INSTRUCTION - Copy every line in which the string "that" occurs.

THE INPUT -
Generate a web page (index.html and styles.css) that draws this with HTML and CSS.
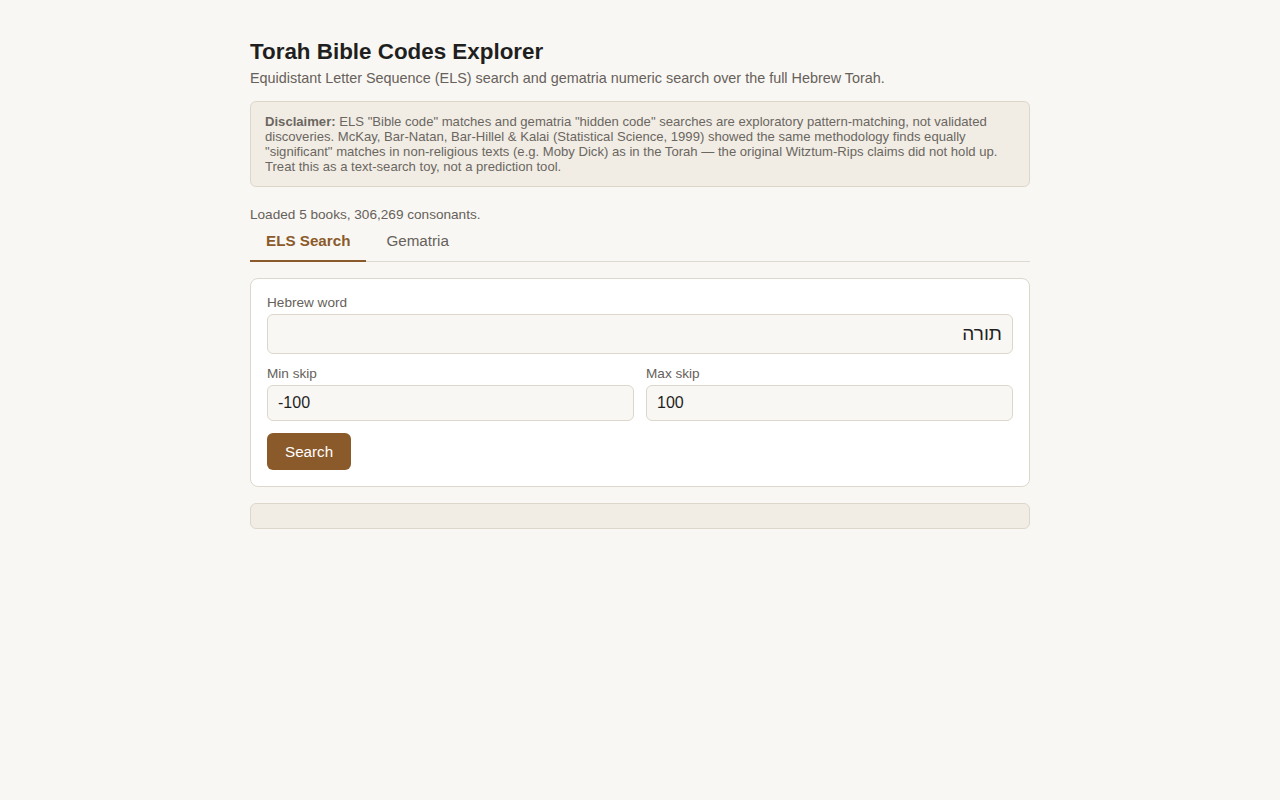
FILE: index.html
```html
<html>
    <head>
        <meta charset="utf-8">
        <title>Torah Bible Codes Explorer</title>
        <link rel="stylesheet" href="styles.css">
    </head>
    <body>
        <div class="app">
            <h1>Torah Bible Codes Explorer</h1>
            <p class="subtitle">Equidistant Letter Sequence (ELS) search and gematria numeric search over the full Hebrew Torah.</p>

            <div class="disclaimer">
                <b>Disclaimer:</b> ELS "Bible code" matches and gematria "hidden code" searches are exploratory pattern-matching, not validated discoveries. McKay, Bar-Natan, Bar-Hillel &amp; Kalai (Statistical Science, 1999) showed the same methodology finds equally "significant" matches in non-religious texts (e.g. Moby Dick) as in the Torah — the original Witztum-Rips claims did not hold up. Treat this as a text-search toy, not a prediction tool.
            </div>

            <div class="status">Loaded 5 books, 306,269 consonants.</div>

            <div class="tabs">
                <div class="tab active">ELS Search</div>
                <div class="tab">Gematria</div>
            </div>

            <div class="card">
                <label class="field">
                    <span>Hebrew word</span>
                    <input class="word" type="text" dir="rtl" value="תורה">
                </label>
                <div class="row">
                    <label class="field">
                        <span>Min skip</span>
                        <input type="text" value="-100">
                    </label>
                    <label class="field">
                        <span>Max skip</span>
                        <input type="text" value="100">
                    </label>
                </div>
                <div>
                    <button class="btn">Search</button>
                </div>
            </div>

            <div class="results"></div>
        </div>
    </body>
</html>
```

FILE: styles.css
```css
body {
    margin: 0;
    font-family: "Liberation Sans", Arial, sans-serif;
    background-color: #f9f7f3;
    color: #1f1f1f;
}

.app {
    width: 780px;
    margin: 0 auto;
    padding-top: 38px;
}

h1 {
    font-size: 22.4px;
    margin: 0 0 3px 0;
    line-height: 28px;
}

.subtitle {
    margin: 0 0 14px 0;
    font-size: 14.4px;
    color: #66615a;
    line-height: 18px;
}

.disclaimer {
    background-color: #f1ede5;
    border: 1px solid #ddd7cb;
    border-radius: 6px;
    padding: 12px 14px;
    font-size: 13.1px;
    line-height: 15px;
    color: #6b665f;
}

.status {
    margin-top: 19px;
    font-size: 13.6px;
    line-height: 17px;
    color: #66615a;
}

.tabs {
    display: flex;
    gap: 4px;
    border-bottom: 1px solid #ddd8d0;
    margin-bottom: 16px;
}

.tab {
    padding: 8px 16px 9px 16px;
    font-size: 15.2px;
    line-height: 20px;
    color: #66615a;
    border-bottom: 2px solid transparent;
    margin-bottom: -1px;
}

.tab.active {
    color: #8b5a2b;
    font-weight: bold;
    border-bottom-color: #8b5a2b;
}

.card {
    background-color: #fff;
    border: 1px solid #ddd8cc;
    border-radius: 8px;
    padding: 16px;
    display: flex;
    flex-direction: column;
    gap: 12px;
}

.field {
    display: flex;
    flex-direction: column;
    gap: 3px;
    flex: 1;
}

.field span {
    font-size: 13.6px;
    line-height: 16px;
    color: #66615a;
}

.field input {
    font-family: "Liberation Sans", Arial, sans-serif;
    font-size: 16px;
    height: 36px;
    padding: 0 10px;
    background-color: #f9f7f3;
    border: 1px solid #ddd7cb;
    border-radius: 6px;
    color: #1f1f1f;
    box-sizing: border-box;
    width: 100%;
}

.field input.word {
    height: 40px;
    font-size: 19px;
}

.row {
    display: flex;
    gap: 12px;
}

.btn {
    background-color: #8b5a2b;
    color: #fff;
    border: none;
    border-radius: 6px;
    font-family: "Liberation Sans", Arial, sans-serif;
    font-size: 15.2px;
    height: 37px;
    padding: 0 18px;
}

.results {
    margin-top: 16px;
    background-color: #f1ede5;
    border: 1px solid #ddd7cb;
    border-radius: 6px;
    padding: 12px;
}
```
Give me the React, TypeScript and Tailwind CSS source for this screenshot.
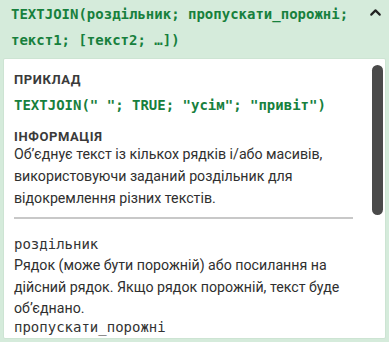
import { ChevronUp } from 'lucide-react';

const mono = { fontFamily: '"DejaVu Sans Mono", monospace' };

const App = () => {
  return (
    <div className="w-[389px] h-[342px] bg-[#d5ebdb] flex flex-col overflow-hidden font-['Roboto',sans-serif]">
      {/* Formula signature */}
      <div className="relative pl-[11px] pr-8 pt-[1px] h-[58px]">
        <div
          className="text-[14px] leading-[26px] font-bold text-[#17803d]"
          style={mono}
        >
          TEXTJOIN(роздільник; пропускати_порожні; текст1; [текст2; …])
        </div>
        <ChevronUp className="absolute right-[5px] top-[4px] text-[#222]" size={17} strokeWidth={3} />
      </div>

      {/* Help body */}
      <div className="relative mx-[3px] mb-[3px] flex-1 bg-white border border-[#cde4d3] rounded-[2px] overflow-hidden pl-[10px] pr-[30px] pt-[11px]">
        <div className="text-[13px] leading-[20px] font-bold tracking-[0.6px] text-[#3a3a3a]">ПРИКЛАД</div>
        <div className="mt-[3px] text-[14px] leading-[24px] font-bold text-[#17803d]" style={mono}>
          TEXTJOIN(" "; TRUE; "усім"; "привіт")
        </div>

        <div className="mt-[14px] text-[13px] leading-[12px] font-bold tracking-[0.6px] text-[#3a3a3a]">ІНФОРМАЦІЯ</div>
        <p className="text-[14.2px] leading-[22px] text-[#2f2f2f] w-[345px]">
          Об’єднує текст із кількох рядків і/або масивів, використовуючи заданий роздільник для відокремлення різних текстів.
        </p>

        <div className="mt-[8px] mr-[2px] h-[2px] bg-[#c8c8c8]" />

        <div className="mt-[15px] text-[14px] leading-[20px] text-[#333]" style={mono}>
          роздільник
        </div>
        <p className="mt-[1px] text-[14.2px] leading-[21.5px] text-[#2f2f2f] w-[345px]">
          Рядок (може бути порожній) або посилання на дійсний рядок. Якщо рядок порожній, текст буде об’єднано.
        </p>
        <div className="mt-[-1px] text-[14px] leading-[16px] text-[#333]" style={mono}>
          пропускати_порожні
        </div>

        {/* scrollbar thumb */}
        <div className="absolute right-[2px] top-[6px] w-[11px] h-[150px] rounded-full bg-[#4a4a4a]" />
      </div>
    </div>
  );
};

export default App;
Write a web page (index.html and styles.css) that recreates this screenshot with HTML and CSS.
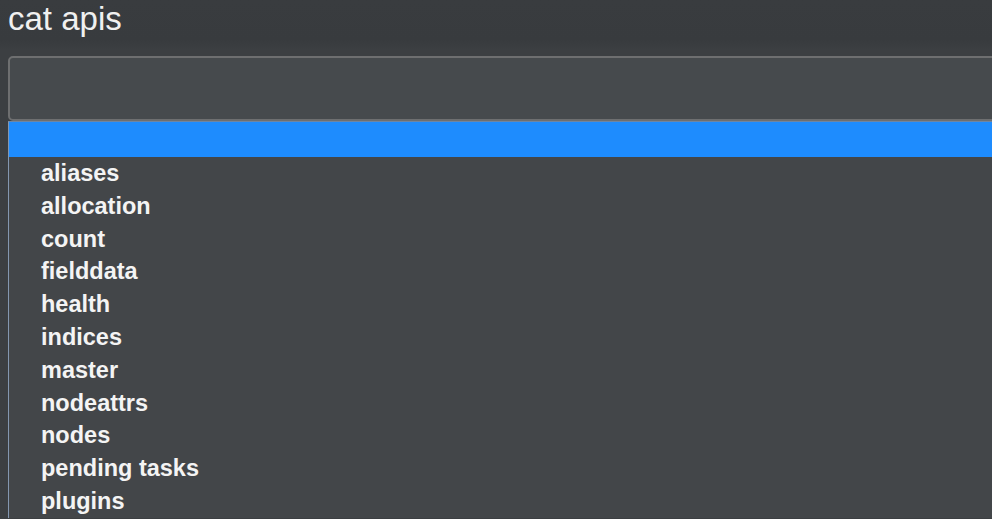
FILE: index.html
```html
<!DOCTYPE html>
<html>
<head>
<meta charset="utf-8">
<link rel="stylesheet" href="styles.css">
</head>
<body>
<div class="page">
  <h1 class="title">cat apis</h1>
  <div class="field"></div>
  <div class="dropdown">
    <div class="opt selected"></div>
    <div class="opt">aliases</div>
    <div class="opt">allocation</div>
    <div class="opt">count</div>
    <div class="opt">fielddata</div>
    <div class="opt">health</div>
    <div class="opt">indices</div>
    <div class="opt">master</div>
    <div class="opt">nodeattrs</div>
    <div class="opt">nodes</div>
    <div class="opt">pending tasks</div>
    <div class="opt">plugins</div>
  </div>
</div>
</body>
</html>
```
FILE: styles.css
```css
html, body {
  margin: 0;
  padding: 0;
  height: 100%;
  overflow: hidden;
}
body {
  background: linear-gradient(#393c3f 0, #383b3e 40px, #3c3f42 50px, #3c3f42 100%);
  font-family: "Liberation Sans", Arial, sans-serif;
  color: #f2f2f2;
}
.page {
  padding-left: 8px;
}
.title {
  margin: 0;
  font-size: 33px;
  font-weight: normal;
  line-height: 38px;
  color: #f0f0f0;
}
.field {
  margin-top: 18px;
  height: 61px;
  width: 1000px;
  border: 2px solid #6e6f70;
  border-radius: 5px;
  background: #464a4d;
}
.dropdown {
  width: 1000px;
  border-left: 1px solid #8497b0;
  border-top: 1px solid #6f86a3;
  background: #434649;
}
.opt {
  height: 32.8px;
  line-height: 32.8px;
  padding-left: 32px;
  font-size: 23.5px;
  font-weight: bold;
  color: #f4f4f4;
}
.opt.selected {
  height: 35px;
  background: #1e8cfe;
}
```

RESPONSE BELOW -
Generate a web page (index.html and styles.css) that draws this with HTML and CSS.
Write a web page (index.html and styles.css) that recreates this screenshot with HTML and CSS.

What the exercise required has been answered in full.